▶ [Stated problem]
Examine the records and identify each line that includes the string "screenshot". Copy those lines.

-- BEGIN Exercise inputs --

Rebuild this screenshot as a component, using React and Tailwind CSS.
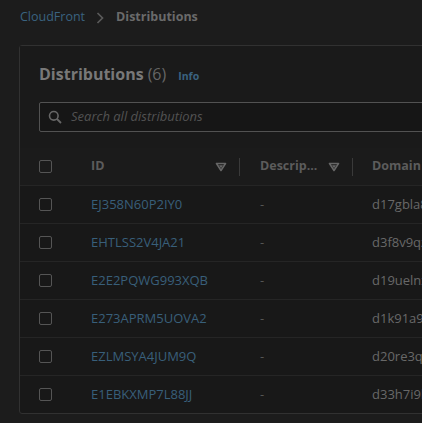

-- END Exercise inputs --
-- BEGIN Exercise inputs --

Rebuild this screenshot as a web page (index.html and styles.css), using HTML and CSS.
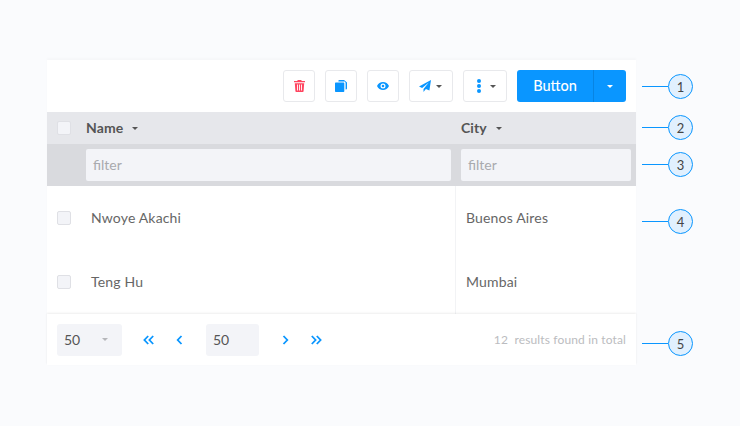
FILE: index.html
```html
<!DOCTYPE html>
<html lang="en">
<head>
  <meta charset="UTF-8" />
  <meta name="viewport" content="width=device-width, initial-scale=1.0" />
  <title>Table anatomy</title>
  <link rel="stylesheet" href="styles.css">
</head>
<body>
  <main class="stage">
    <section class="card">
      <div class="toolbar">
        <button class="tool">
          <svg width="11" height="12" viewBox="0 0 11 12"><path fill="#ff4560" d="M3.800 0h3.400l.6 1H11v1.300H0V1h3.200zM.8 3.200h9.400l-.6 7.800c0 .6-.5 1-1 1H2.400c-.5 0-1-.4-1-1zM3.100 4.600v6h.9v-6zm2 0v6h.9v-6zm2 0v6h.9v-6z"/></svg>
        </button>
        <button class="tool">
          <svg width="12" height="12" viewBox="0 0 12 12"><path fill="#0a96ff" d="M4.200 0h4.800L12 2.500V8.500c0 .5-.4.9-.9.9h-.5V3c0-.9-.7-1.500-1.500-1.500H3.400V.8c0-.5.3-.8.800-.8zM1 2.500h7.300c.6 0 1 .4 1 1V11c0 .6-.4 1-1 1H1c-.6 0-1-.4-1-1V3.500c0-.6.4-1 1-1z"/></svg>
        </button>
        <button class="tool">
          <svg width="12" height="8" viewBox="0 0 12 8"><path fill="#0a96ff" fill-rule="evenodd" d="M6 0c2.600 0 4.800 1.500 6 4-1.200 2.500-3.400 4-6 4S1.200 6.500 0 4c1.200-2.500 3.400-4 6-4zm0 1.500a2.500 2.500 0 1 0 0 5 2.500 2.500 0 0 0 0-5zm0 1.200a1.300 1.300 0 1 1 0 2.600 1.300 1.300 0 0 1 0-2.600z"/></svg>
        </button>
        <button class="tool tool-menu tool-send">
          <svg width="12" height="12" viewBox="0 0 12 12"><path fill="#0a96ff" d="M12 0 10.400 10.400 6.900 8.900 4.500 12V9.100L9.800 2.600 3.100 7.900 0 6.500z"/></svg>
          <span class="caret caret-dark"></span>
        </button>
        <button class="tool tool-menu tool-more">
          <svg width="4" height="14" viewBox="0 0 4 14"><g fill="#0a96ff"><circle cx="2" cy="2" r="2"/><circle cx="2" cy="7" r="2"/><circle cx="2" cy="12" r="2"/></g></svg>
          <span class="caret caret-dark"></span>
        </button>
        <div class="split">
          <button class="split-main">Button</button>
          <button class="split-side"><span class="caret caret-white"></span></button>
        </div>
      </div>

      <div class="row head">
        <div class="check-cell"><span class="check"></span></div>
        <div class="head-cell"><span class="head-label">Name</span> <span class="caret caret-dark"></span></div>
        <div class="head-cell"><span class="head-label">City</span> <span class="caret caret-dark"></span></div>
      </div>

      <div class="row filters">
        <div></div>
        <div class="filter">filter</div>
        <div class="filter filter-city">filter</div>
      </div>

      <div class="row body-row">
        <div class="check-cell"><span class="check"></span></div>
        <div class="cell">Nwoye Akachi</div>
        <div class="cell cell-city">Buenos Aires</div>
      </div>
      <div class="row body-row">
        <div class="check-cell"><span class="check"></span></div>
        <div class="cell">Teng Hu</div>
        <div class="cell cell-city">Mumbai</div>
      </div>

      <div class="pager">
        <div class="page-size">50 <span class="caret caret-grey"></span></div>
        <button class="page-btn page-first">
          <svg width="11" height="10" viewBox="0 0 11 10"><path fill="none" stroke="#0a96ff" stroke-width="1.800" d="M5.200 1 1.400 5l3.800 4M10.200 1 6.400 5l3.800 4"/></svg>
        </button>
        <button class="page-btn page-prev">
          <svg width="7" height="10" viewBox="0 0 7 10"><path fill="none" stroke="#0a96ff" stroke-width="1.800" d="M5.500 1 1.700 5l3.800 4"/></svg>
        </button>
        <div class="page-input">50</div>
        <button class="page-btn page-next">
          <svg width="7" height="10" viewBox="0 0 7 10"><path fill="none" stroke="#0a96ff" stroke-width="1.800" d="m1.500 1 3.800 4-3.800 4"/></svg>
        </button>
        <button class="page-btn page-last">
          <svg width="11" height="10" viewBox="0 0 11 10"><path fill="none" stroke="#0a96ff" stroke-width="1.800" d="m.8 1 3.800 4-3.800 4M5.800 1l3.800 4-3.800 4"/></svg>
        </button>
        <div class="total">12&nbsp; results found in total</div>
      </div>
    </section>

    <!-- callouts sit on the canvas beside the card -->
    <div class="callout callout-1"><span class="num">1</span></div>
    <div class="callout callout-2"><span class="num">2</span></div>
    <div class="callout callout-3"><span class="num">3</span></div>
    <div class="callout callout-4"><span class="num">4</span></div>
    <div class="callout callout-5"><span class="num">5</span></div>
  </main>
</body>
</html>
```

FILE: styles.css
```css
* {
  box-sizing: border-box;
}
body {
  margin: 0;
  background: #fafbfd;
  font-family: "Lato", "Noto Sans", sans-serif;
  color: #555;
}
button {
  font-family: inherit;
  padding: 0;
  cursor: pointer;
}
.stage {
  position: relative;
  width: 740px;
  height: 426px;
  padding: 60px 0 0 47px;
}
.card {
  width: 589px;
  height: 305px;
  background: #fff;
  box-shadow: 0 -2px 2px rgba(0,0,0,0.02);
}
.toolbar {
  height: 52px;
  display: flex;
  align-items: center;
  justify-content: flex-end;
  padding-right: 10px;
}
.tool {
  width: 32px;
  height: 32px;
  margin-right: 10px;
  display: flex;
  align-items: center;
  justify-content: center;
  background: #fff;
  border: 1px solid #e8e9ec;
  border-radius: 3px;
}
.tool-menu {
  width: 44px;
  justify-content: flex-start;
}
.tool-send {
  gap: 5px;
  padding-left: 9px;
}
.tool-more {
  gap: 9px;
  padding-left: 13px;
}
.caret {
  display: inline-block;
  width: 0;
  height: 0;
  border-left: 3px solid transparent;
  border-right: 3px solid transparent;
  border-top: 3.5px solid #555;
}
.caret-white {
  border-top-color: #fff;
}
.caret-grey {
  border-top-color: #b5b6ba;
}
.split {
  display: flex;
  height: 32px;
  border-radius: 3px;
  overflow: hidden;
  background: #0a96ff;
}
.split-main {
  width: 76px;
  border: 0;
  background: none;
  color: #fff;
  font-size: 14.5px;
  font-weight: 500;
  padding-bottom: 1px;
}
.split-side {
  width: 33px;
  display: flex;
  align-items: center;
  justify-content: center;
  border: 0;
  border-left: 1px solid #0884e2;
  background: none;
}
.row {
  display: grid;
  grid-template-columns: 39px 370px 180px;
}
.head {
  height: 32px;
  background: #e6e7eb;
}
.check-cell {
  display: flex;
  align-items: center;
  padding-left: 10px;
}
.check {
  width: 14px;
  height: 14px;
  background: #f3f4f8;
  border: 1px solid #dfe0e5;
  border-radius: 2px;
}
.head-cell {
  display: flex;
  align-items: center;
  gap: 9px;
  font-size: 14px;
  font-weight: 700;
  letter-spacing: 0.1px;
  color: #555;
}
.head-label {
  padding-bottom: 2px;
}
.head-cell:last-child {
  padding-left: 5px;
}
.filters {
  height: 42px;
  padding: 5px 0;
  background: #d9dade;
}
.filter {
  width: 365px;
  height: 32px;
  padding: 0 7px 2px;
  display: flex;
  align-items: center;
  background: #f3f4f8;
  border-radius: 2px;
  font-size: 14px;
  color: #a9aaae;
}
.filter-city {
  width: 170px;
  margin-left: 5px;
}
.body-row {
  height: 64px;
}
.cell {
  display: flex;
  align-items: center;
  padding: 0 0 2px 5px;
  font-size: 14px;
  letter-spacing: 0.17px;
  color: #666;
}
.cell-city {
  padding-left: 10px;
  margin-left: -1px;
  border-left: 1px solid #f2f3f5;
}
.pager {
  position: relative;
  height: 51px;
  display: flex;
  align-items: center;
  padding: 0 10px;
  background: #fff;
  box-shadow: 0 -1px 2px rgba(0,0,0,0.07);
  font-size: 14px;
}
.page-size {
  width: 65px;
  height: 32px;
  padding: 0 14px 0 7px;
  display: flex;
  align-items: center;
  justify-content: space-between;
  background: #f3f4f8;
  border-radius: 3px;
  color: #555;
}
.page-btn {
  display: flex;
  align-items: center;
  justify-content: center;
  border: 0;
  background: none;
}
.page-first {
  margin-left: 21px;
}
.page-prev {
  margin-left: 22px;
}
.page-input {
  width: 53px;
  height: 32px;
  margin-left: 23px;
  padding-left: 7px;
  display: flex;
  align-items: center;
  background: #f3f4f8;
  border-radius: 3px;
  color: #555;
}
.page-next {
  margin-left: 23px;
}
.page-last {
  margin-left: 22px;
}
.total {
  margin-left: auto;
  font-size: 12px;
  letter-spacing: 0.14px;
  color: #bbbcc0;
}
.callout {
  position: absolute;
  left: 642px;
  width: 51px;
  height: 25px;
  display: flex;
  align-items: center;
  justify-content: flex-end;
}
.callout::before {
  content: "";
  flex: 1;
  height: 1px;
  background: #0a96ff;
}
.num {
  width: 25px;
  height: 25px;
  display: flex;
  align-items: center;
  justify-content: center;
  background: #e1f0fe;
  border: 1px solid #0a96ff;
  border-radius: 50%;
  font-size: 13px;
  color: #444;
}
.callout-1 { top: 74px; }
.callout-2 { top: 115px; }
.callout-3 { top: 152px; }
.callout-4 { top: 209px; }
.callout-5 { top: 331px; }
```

-- END Exercise inputs --

▶ [The answer]
Rebuild this screenshot as a component, using React and Tailwind CSS.
Rebuild this screenshot as a web page (index.html and styles.css), using HTML and CSS.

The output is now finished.